Die Erschütterungen und der Vertrauensverlust in fast allen entwickelten demokratischen Industriestaaten zeigen: Die aktuelle Form globalisierter Wirtschaft schließt zu viele aus, die sich als Zurückgelassene empfinden. Für sie sind nicht wie 1889 Gewerkschaften oder Sozialdemokratie die Hoffnungsträger für ein besseres Leben, sondern immer stärker diejenigen, die eine Rückkehr in die scheinbar heile Welt des Nationalstaats versprechen.

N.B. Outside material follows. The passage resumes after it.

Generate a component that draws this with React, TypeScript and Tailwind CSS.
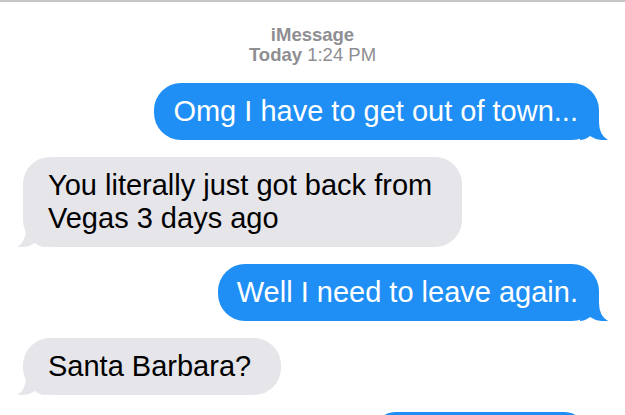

Wer also die Vorteile der internationalen Arbeitsteilung, die wir Globalisierung nennen, erhalten will, muss ihr einen verlässlicheren sozialen Rahmen geben, als wir ihn heute vorfinden. Die Vertreter liberaler Marktwirtschaften und ihre Unternehmen müssen sich mit der Sozialstaatsidee versöhnen und verbünden – oder sie zerstören ihre eigenen Grundlagen: die Freiheit. Globalisierung ohne soziale Sicherheit und gerechte Teilhabe ist nicht nachhaltig, sondern führt zu Populismus und im schlimmsten Fall zu klirrenden Scheiben. Oder wie es der frühere Bischof von Hildesheim Josef Homeyer ausdrückte: „Das Ziel der Globalisierung muss Gerechtigkeit für alle und nicht Reichtum für wenige sein.“

1889 lautete die Parole: „Das Kapital ist national organisiert. Dagegen hilft nur die internationale Solidarität der Arbeiterbewegung.“ 132 Jahre später stellen wir fest: Wenn etwas international organisiert ist, dann das Kapital. Politik und Gewerkschaften dagegen sind immer noch weitgehend an nationalen Regeln interessiert. Das zu ändern, wäre eine Botschaft des 1. Mai, die wieder Hoffnung machen könnte.